§ **Information shown**:
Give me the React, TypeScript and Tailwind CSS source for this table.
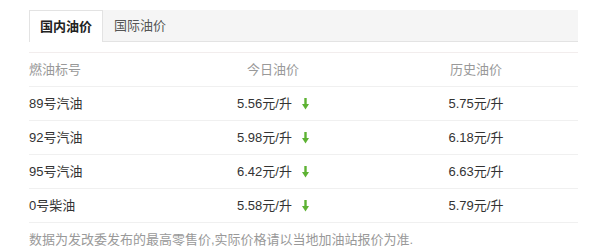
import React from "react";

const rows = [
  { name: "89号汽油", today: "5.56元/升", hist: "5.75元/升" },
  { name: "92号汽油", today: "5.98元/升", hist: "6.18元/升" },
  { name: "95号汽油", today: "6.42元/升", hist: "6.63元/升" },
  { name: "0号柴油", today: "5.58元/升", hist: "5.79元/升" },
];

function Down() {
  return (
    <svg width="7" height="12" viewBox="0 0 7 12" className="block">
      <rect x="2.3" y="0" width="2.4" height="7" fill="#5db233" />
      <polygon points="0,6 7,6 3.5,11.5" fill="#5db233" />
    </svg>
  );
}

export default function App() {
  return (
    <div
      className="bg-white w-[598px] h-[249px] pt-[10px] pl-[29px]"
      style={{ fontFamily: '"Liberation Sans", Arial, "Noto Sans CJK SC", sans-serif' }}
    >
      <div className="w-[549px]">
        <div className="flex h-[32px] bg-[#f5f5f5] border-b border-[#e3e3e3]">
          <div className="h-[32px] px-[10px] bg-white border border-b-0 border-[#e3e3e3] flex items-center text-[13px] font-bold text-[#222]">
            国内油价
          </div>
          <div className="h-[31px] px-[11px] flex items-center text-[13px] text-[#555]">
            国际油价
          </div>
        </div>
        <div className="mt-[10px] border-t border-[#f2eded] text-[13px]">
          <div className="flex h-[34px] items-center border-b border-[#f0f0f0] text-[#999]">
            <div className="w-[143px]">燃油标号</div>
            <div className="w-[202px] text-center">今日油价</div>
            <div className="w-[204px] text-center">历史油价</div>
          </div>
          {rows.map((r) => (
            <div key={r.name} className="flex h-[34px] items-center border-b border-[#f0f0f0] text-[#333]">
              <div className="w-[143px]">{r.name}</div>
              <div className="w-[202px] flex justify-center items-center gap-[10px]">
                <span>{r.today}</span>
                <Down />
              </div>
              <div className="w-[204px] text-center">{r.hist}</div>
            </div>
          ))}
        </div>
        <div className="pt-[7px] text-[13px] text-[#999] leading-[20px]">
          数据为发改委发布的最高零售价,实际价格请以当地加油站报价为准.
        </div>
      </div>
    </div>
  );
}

§ **Aim of the exercise**: In your copy of the listing above, reproduce each line exactly and omit all pictures.

§ **Written response**:
Give me the React, TypeScript and Tailwind CSS source for this table.
import React from "react";

const rows = [
  { name: "89号汽油", today: "5.56元/升", hist: "5.75元/升" },
  { name: "92号汽油", today: "5.98元/升", hist: "6.18元/升" },
  { name: "95号汽油", today: "6.42元/升", hist: "6.63元/升" },
  { name: "0号柴油", today: "5.58元/升", hist: "5.79元/升" },
];

function Down() {
  return (
    <svg width="7" height="12" viewBox="0 0 7 12" className="block">
      <rect x="2.3" y="0" width="2.4" height="7" fill="#5db233" />
      <polygon points="0,6 7,6 3.5,11.5" fill="#5db233" />
    </svg>
  );
}

export default function App() {
  return (
    <div
      className="bg-white w-[598px] h-[249px] pt-[10px] pl-[29px]"
      style={{ fontFamily: '"Liberation Sans", Arial, "Noto Sans CJK SC", sans-serif' }}
    >
      <div className="w-[549px]">
        <div className="flex h-[32px] bg-[#f5f5f5] border-b border-[#e3e3e3]">
          <div className="h-[32px] px-[10px] bg-white border border-b-0 border-[#e3e3e3] flex items-center text-[13px] font-bold text-[#222]">
            国内油价
          </div>
          <div className="h-[31px] px-[11px] flex items-center text-[13px] text-[#555]">
            国际油价
          </div>
        </div>
        <div className="mt-[10px] border-t border-[#f2eded] text-[13px]">
          <div className="flex h-[34px] items-center border-b border-[#f0f0f0] text-[#999]">
            <div className="w-[143px]">燃油标号</div>
            <div className="w-[202px] text-center">今日油价</div>
            <div className="w-[204px] text-center">历史油价</div>
          </div>
          {rows.map((r) => (
            <div key={r.name} className="flex h-[34px] items-center border-b border-[#f0f0f0] text-[#333]">
              <div className="w-[143px]">{r.name}</div>
              <div className="w-[202px] flex justify-center items-center gap-[10px]">
                <span>{r.today}</span>
                <Down />
              </div>
              <div className="w-[204px] text-center">{r.hist}</div>
            </div>
          ))}
        </div>
        <div className="pt-[7px] text-[13px] text-[#999] leading-[20px]">
          数据为发改委发布的最高零售价,实际价格请以当地加油站报价为准.
        </div>
      </div>
    </div>
  );
}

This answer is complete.